A guerrilha foi exterminado pela ditadura há quase quarenta anos, mas Zezinho diz que o terror ainda domina os habitantes da região. A repressão continua sua ronda, afirma, inclusive com ajuda dos missionários estadunidenses que vivem entre os índios, julgando-os um povo de “feiticeiros” que precisa da salvação, indigna-se Zezinho.

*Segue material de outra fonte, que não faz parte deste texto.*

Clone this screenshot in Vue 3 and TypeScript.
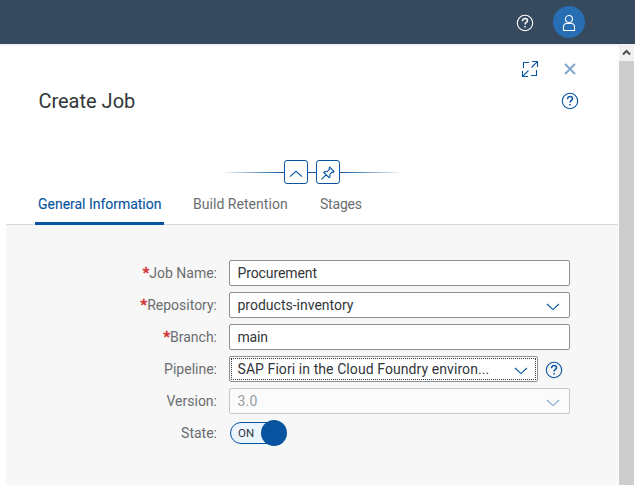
<script setup lang="ts">
import { ref } from 'vue'

interface Field {
  label: string
  value: string
  required?: boolean
  select?: boolean
  focused?: boolean
  disabled?: boolean
  cls: string
}

const tabs = [
  { name: 'General Information', cls: 'general' },
  { name: 'Build Retention', cls: 'retention' },
  { name: 'Stages', cls: 'stages' },
]
const active = ref('General Information')
const enabled = ref(true)
const fields: Field[] = [
  { label: 'Job Name:', value: 'Procurement', required: true, cls: 'name' },
  { label: 'Repository:', value: 'products-inventory', required: true, select: true, cls: 'repository' },
  { label: 'Branch:', value: 'main', required: true, cls: 'branch' },
  { label: 'Pipeline:', value: 'SAP Fiori in the Cloud Foundry environ...', select: true, focused: true, cls: 'pipeline' },
  { label: 'Version:', value: '3.0', select: true, disabled: true, cls: 'version' },
]
</script>

<template>
  <div class="app">
    <header class="shell">
      <svg class="help" viewBox="0 0 18 18"><circle cx="9" cy="9" r="7.7" /><path class="q" d="M6.5 7.2V6.9c0-1.4 1-2.3 2.5-2.3s2.5.8 2.5 2.1c0 1.8-2.5 1.7-2.5 3.9" /><path class="q" d="M9 12v1.6" /></svg>
      <div class="avatar">
        <svg viewBox="0 0 14 18"><circle cx="7" cy="5" r="3.5" /><path d="M1.5 16.5v-3.2c0-2.5 1.5-3.8 3.2-3.8h4.6c1.7 0 3.2 1.3 3.2 3.8v3.2z" /></svg>
      </div>
    </header>
    <div class="body">
      <main class="page">
        <section class="top">
          <div class="actions">
            <svg class="expand" viewBox="0 0 18 18"><path d="M8 2.5H2.5V8M10 15.5h5.5V10M10.5 7.5l5.6-5.6M11 1.5h5.5V7M7.5 10.5l-5.6 5.6M1.5 11v5.5H7" /></svg>
            <svg class="close" viewBox="0 0 12 12"><path d="M1 1l10 10M11 1L1 11" /></svg>
          </div>
          <div class="heading">
            <h1>Create Job</h1>
            <svg class="help" viewBox="0 0 18 18"><circle cx="9" cy="9" r="7.7" /><path class="q" d="M6.5 7.2V6.9c0-1.4 1-2.3 2.5-2.3s2.5.8 2.5 2.1c0 1.8-2.5 1.7-2.5 3.9" /><path class="q" d="M9 12v1.6" /></svg>
          </div>
          <div class="divider">
            <i class="line left"></i>
            <button><svg viewBox="0 0 22 22"><path d="M5 15.7l6-5.4 6 5.4" /></svg></button>
            <i class="line mid"></i>
            <button><svg viewBox="0 0 22 22"><path d="M12.7 6.2l4.3 4.3-.9.8-1-.2-2.3 2.3.2 2.4-.9.9-5.3-5.3.9-.9 2.4.2 2.3-2.3-.3-1.2zM9.1 13.8L4.5 18.4" /></svg></button>
            <i class="line right"></i>
          </div>
        </section>
        <nav class="tabs">
          <div v-for="t in tabs" :key="t.name" class="tab" :class="[t.cls, { active: active === t.name }]" @click="active = t.name"><span>{{ t.name }}</span></div>
        </nav>
        <section class="form">
          <div v-for="f in fields" :key="f.label" class="row" :class="f.cls">
            <div class="label"><b v-if="f.required">*</b><span>{{ f.label }}</span></div>
            <div class="control" :class="{ focused: f.focused, disabled: f.disabled }">
              <span class="value">{{ f.value }}</span>
              <svg v-if="f.select" class="chev" viewBox="0 0 14 8"><path d="M1 1l6 5.6L13 1" /></svg>
            </div>
            <svg v-if="f.focused" class="help" viewBox="0 0 18 18"><circle cx="9" cy="9" r="7.7" /><path class="q" d="M6.5 7.2V6.9c0-1.4 1-2.3 2.5-2.3s2.5.8 2.5 2.1c0 1.8-2.5 1.7-2.5 3.9" /><path class="q" d="M9 12v1.6" /></svg>
          </div>
          <div class="row state">
            <div class="label"><span>State:</span></div>
            <div class="switch" @click="enabled = !enabled">
              <div class="track">{{ enabled ? 'ON' : 'OFF' }}</div>
              <div class="knob"></div>
            </div>
          </div>
        </section>
      </main>
      <aside class="scrollbar">
        <div class="arrow"><svg viewBox="0 0 9 7"><path d="M1 5.5l3.5-3.5L8 5.5" /></svg></div>
        <div class="thumb"></div>
      </aside>
    </div>
  </div>
</template>

<style>
body { overflow: hidden; background: #fff; }
</style>

<style scoped>
* { box-sizing: border-box; }
.app { width: 635px; height: 485px; display: flex; flex-direction: column; font: 14px/16px Roboto, "Liberation Sans", sans-serif; color: #32363a; background: #fff; }
svg { display: block; flex: none; fill: none; stroke: #0854a0; stroke-width: 1.1; }
.help { width: 18px; height: 18px; }
.help .q { stroke-width: 1.5; }
.shell { height: 44px; flex: none; background: #354a5f; display: flex; justify-content: flex-end; align-items: center; gap: 19px; padding-right: 50px; }
.shell svg { stroke: #fff; }
.shell .help { margin-top: 2px; }
.avatar { width: 32px; height: 32px; border-radius: 50%; background: #286eb4; display: flex; align-items: center; justify-content: center; }
.avatar svg { width: 14px; height: 18px; margin-top: 1px; }
.body { flex: 1; display: flex; background: linear-gradient(#eee, #fff 3px); }
.page { width: 618px; padding-left: 6px; display: flex; flex-direction: column; }
.top { height: 142px; }
.actions { height: 47px; padding: 16px 42px 0 0; display: flex; justify-content: flex-end; gap: 25px; }
.expand { width: 18px; height: 18px; }
.close { width: 12px; height: 12px; margin-top: 3px; stroke-width: 2; opacity: .5; }
.heading { height: 20px; padding: 0 39px 0 32.4px; display: flex; align-items: center; justify-content: space-between; }
h1 { margin: 0; font-size: 20px; line-height: 20px; font-weight: 400; letter-spacing: 0; }
.divider { height: 24px; margin: 49px 0 0 214px; display: flex; align-items: center; }
.divider button { width: 24px; height: 24px; padding: 0; border: 1px solid #0854a0; border-radius: 3px; background: #fff; }
.divider button svg { width: 22px; height: 22px; }
.line { height: 1px; background: #0854a0; }
.left { width: 64px; background: linear-gradient(90deg, transparent, #0854a0); }
.mid { width: 8px; }
.right { width: 64px; background: linear-gradient(90deg, #0854a0, transparent); }
.tabs { height: 39px; border-bottom: 1px solid #d9d9d9; padding-left: 29px; display: flex; gap: 26px; color: #6a6d70; }
.tab { height: 39px; padding: 10px 3px 0; white-space: nowrap; border-bottom: 3px solid transparent; }
.tab.general { width: 129px; letter-spacing: -.02px; }
.tab.retention { width: 101px; letter-spacing: .04px; }
.tab.stages { letter-spacing: -.2px; }
.tab.active { color: #0854a0; border-color: #0854a0; border-radius: 2px 2px 0 0; -webkit-text-stroke: .12px; }
.form { flex: 1; background: #f7f7f7; padding-top: 35px; display: flex; flex-direction: column; gap: 6px; }
.row { height: 26px; display: flex; align-items: center; }
.label { width: 211px; margin-right: 12px; height: 16px; color: #6a6d70; display: flex; justify-content: flex-end; }
.label b { color: #d12f2f; font-size: 15px; line-height: 17px; font-weight: 700; -webkit-text-stroke: .3px; }
.control { width: 341px; height: 26px; border: 1px solid #89919a; border-radius: 2px; background: #fff; display: flex; align-items: center; justify-content: space-between; padding: 0 9px 0 7.5px; position: relative; white-space: nowrap; }
.name .value { letter-spacing: -.1px; }
.branch .value { letter-spacing: -.2px; }
.pipeline .value { letter-spacing: .08px; }
.version .value { letter-spacing: .2px; }
.chev { width: 14px; height: 8px; margin-top: 3px; }
.focused { width: 309px; }
.focused::after { content: ""; position: absolute; inset: 1px; border: 1px dotted #32363a; }
.focused + .help { margin-left: 7px; margin-top: 2px; }
.disabled { background: #fbfbfb; border-color: #c4c6c8; color: #999b9d; }
.disabled .chev { opacity: .5; }
.switch { width: 57px; height: 26px; margin-left: 1px; display: flex; align-items: center; }
.track { width: 50px; height: 22px; border: 1px solid #0854a0; border-radius: 11px; background: #ebf5fe; padding-left: 7px; font-size: 11.5px; line-height: 21px; letter-spacing: .2px; }
.knob { width: 26px; height: 26px; margin-left: -19px; border-radius: 50%; background: #0854a0; }
.scrollbar { width: 15px; margin-left: 1px; background: #f0f0f0; display: flex; flex-direction: column; }
.arrow { height: 17px; display: flex; align-items: center; justify-content: center; }
.arrow svg { width: 9px; height: 7px; stroke: #505050; stroke-width: 2; }
.thumb { flex: 1; background: #cdcdcd; }
</style>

Liniane compartilha da mesma opinião que o comunista, o livro deixa claro que o medo ainda paira nas matas que abrigam insepultos não só comunistas desaparecidos, mas muitos camponeses e moradores igualmente capturados pelos militares. A ameaça chega ao ponto de a escritora inventar os nomes de alguns personagens para proteger a verdadeira identidade.

Mentiras indignas

Em 1996, a família recebeu do governo uma certidão de óbito de Cilon. Pouco depois veio a informação de que ele havia morrido em combate em 1973. Lino revolta-se: “Sabemos que é uma mentira dos relatórios das forças repressoras. No Natal de 1973, Cilon foi preso e depois executado. Seu corpo não foi enterrado, mas se degradou na mata”.

Em busca da verdade, Liniane refez todos os percursos do tio, descobrindo, inclusive, a árvore sob a qual os militares o executaram. O grande enigma foi solucionado, mas a ausência do corpo e o bloqueio emocional entre os familiares são insuperáveis. Um livro como esse, que apresenta a história sob um ponto de vista além do político, discorrendo sobre os danos à sociedade e as perdas afetivas irreparáveis, pode ser um bom começo para fazer justiça por quem lutou e morreu pela pátria livre: “Liniane conseguiu de certa forma trazer a memória do tio à vida, ela precisava disso e a família também”, supõe Rioco.

O pai da autora concorda e acrescenta: “Esse livro é um resgate familiar, mas, ao mesmo tempo e acima de tudo, é a história recente deste país, a história que teimam em não nos contar. Temos que cobrar a verdade dos fatos, esse é um compromisso nosso com gerações futuras, netos e bisnetos. Eles precisam conhecer essa parte obscura da história para poderem, ainda que simbolicamente, enterrar seus mortos e desaparecidos”.